— Recorded information —
^^^^^^^^^^^^^^^^
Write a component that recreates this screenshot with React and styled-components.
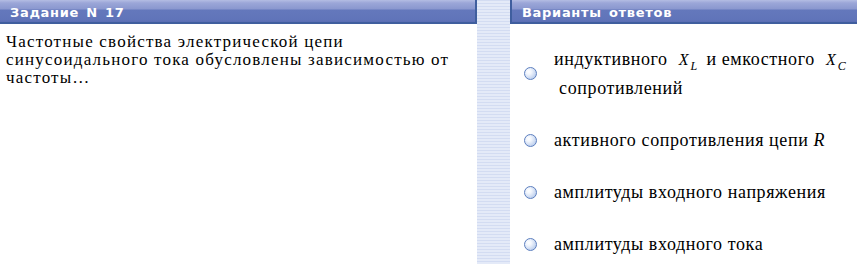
import React from 'react';
import styled, { createGlobalStyle } from 'styled-components';

const GlobalStyle = createGlobalStyle`
  html, body {
    margin: 0;
    padding: 0;
    background: #ffffff;
  }
`;

const getOptions = () => [
  {
    id: 1,
    content: (
      <>
        индуктивного <Var>X<Sub>L</Sub></Var> и емкостного <Var>X<Sub>C</Sub></Var>
        <br />
        {'\u00a0'}сопротивлений
      </>
    ),
  },
  { id: 2, content: <>активного сопротивления цепи <Var $big>R</Var></> },
  { id: 3, content: <>амплитуды входного напряжения</> },
  { id: 4, content: <>амплитуды входного тока</> },
];

const App = () => (
  <>
    <GlobalStyle />
    <Page>
      <Panel>
        <Header>Задание N 17</Header>
        <Question>
          Частотные свойства электрической цепи
          <br />
          синусоидального тока обусловлены зависимостью от
          <br />
          частоты…
        </Question>
      </Panel>
      <Divider />
      <Panel>
        <Header $right>Варианты ответов</Header>
        <Options>
          {getOptions().map(o => (
            <Option key={o.id}>
              <Radio />
              <OptionText>{o.content}</OptionText>
            </Option>
          ))}
        </Options>
      </Panel>
    </Page>
  </>
);

export default App;

const Page = styled.div`
  display: grid;
  grid-template-columns: 477px 33px 1fr;
  height: 264px;
  width: 857px;
  overflow: hidden;
`;

const Panel = styled.div`
  display: flex;
  flex-direction: column;
  min-width: 0;
`;

const Header = styled.div`
  box-sizing: border-box;
  height: 24px;
  padding: 3px 10px 0;
  display: flex;
  align-items: center;
  font-family: 'DejaVu Sans', sans-serif;
  font-weight: bold;
  font-size: 13px;
  letter-spacing: 0.7px;
  word-spacing: 2px;
  white-space: nowrap;
  color: #ffffff;
  background: linear-gradient(
    to bottom,
    #b4bde3 0px,
    #9ba6d8 3px,
    #8a97cf 9px,
    #6478bc 10px,
    #6074b9 20px,
    #5a6db4 22px
  );
  border-bottom: 2px solid #3f5e9e;
  ${p =>
    p.$right
      ? 'border-left: 2px solid #3f5e9e;'
      : 'border-right: 2px solid #3f5e9e;'}
`;

const Divider = styled.div`
  background: repeating-linear-gradient(
    to bottom,
    #d3dcf2 0px,
    #d3dcf2 1px,
    #e4eaf8 1px,
    #e4eaf8 3px
  );
`;

const serif = `'Liberation Serif', 'Times New Roman', serif`;

const Question = styled.p`
  margin: 9px 0 0 6px;
  font-family: ${serif};
  font-size: 17px;
  letter-spacing: 1.2px;
  line-height: 18px;
  white-space: nowrap;
  color: #000000;
`;

const Options = styled.div`
  display: flex;
  flex-direction: column;
  gap: 24px;
  padding: 21px 0 0 14px;
`;

const Option = styled.div`
  display: flex;
  align-items: center;
  gap: 17px;
`;

const Radio = styled.span`
  flex: none;
  box-sizing: border-box;
  width: 13px;
  height: 13px;
  border-radius: 50%;
  border: 1px solid #5d7fbf;
  background: radial-gradient(
    circle at 35% 35%,
    #ffffff 0,
    #f2f6fd 25%,
    #c9d8f1 65%,
    #a9bfe6 100%
  );
`;

const OptionText = styled.div`
  font-family: ${serif};
  font-size: 18px;
  letter-spacing: 0.6px;
  line-height: 28px;
  white-space: nowrap;
  color: #000000;
`;

const Var = styled.span`
  font-style: italic;
  font-size: ${p => (p.$big ? 18 : 16)}px;
  letter-spacing: 0;
  margin: ${p => (p.$big ? '0' : '0 4px 0 6px')};
`;

const Sub = styled.sub`
  font-size: 12px;
  margin-left: 2px;
  vertical-align: -5px;
  line-height: 0;
`;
^^^^^^^^^^^^^^^^
Repeat verbatim all the material, but not the pictures.

Write a component that recreates this screenshot with React and styled-components.
import React from 'react';
import styled, { createGlobalStyle } from 'styled-components';

const GlobalStyle = createGlobalStyle`
  html, body {
    margin: 0;
    padding: 0;
    background: #ffffff;
  }
`;

const getOptions = () => [
  {
    id: 1,
    content: (
      <>
        индуктивного <Var>X<Sub>L</Sub></Var> и емкостного <Var>X<Sub>C</Sub></Var>
        <br />
        {'\u00a0'}сопротивлений
      </>
    ),
  },
  { id: 2, content: <>активного сопротивления цепи <Var $big>R</Var></> },
  { id: 3, content: <>амплитуды входного напряжения</> },
  { id: 4, content: <>амплитуды входного тока</> },
];

const App = () => (
  <>
    <GlobalStyle />
    <Page>
      <Panel>
        <Header>Задание N 17</Header>
        <Question>
          Частотные свойства электрической цепи
          <br />
          синусоидального тока обусловлены зависимостью от
          <br />
          частоты…
        </Question>
      </Panel>
      <Divider />
      <Panel>
        <Header $right>Варианты ответов</Header>
        <Options>
          {getOptions().map(o => (
            <Option key={o.id}>
              <Radio />
              <OptionText>{o.content}</OptionText>
            </Option>
          ))}
        </Options>
      </Panel>
    </Page>
  </>
);

export default App;

const Page = styled.div`
  display: grid;
  grid-template-columns: 477px 33px 1fr;
  height: 264px;
  width: 857px;
  overflow: hidden;
`;

const Panel = styled.div`
  display: flex;
  flex-direction: column;
  min-width: 0;
`;

const Header = styled.div`
  box-sizing: border-box;
  height: 24px;
  padding: 3px 10px 0;
  display: flex;
  align-items: center;
  font-family: 'DejaVu Sans', sans-serif;
  font-weight: bold;
  font-size: 13px;
  letter-spacing: 0.7px;
  word-spacing: 2px;
  white-space: nowrap;
  color: #ffffff;
  background: linear-gradient(
    to bottom,
    #b4bde3 0px,
    #9ba6d8 3px,
    #8a97cf 9px,
    #6478bc 10px,
    #6074b9 20px,
    #5a6db4 22px
  );
  border-bottom: 2px solid #3f5e9e;
  ${p =>
    p.$right
      ? 'border-left: 2px solid #3f5e9e;'
      : 'border-right: 2px solid #3f5e9e;'}
`;

const Divider = styled.div`
  background: repeating-linear-gradient(
    to bottom,
    #d3dcf2 0px,
    #d3dcf2 1px,
    #e4eaf8 1px,
    #e4eaf8 3px
  );
`;

const serif = `'Liberation Serif', 'Times New Roman', serif`;

const Question = styled.p`
  margin: 9px 0 0 6px;
  font-family: ${serif};
  font-size: 17px;
  letter-spacing: 1.2px;
  line-height: 18px;
  white-space: nowrap;
  color: #000000;
`;

const Options = styled.div`
  display: flex;
  flex-direction: column;
  gap: 24px;
  padding: 21px 0 0 14px;
`;

const Option = styled.div`
  display: flex;
  align-items: center;
  gap: 17px;
`;

const Radio = styled.span`
  flex: none;
  box-sizing: border-box;
  width: 13px;
  height: 13px;
  border-radius: 50%;
  border: 1px solid #5d7fbf;
  background: radial-gradient(
    circle at 35% 35%,
    #ffffff 0,
    #f2f6fd 25%,
    #c9d8f1 65%,
    #a9bfe6 100%
  );
`;

const OptionText = styled.div`
  font-family: ${serif};
  font-size: 18px;
  letter-spacing: 0.6px;
  line-height: 28px;
  white-space: nowrap;
  color: #000000;
`;

const Var = styled.span`
  font-style: italic;
  font-size: ${p => (p.$big ? 18 : 16)}px;
  letter-spacing: 0;
  margin: ${p => (p.$big ? '0' : '0 4px 0 6px')};
`;

const Sub = styled.sub`
  font-size: 12px;
  margin-left: 2px;
  vertical-align: -5px;
  line-height: 0;
`;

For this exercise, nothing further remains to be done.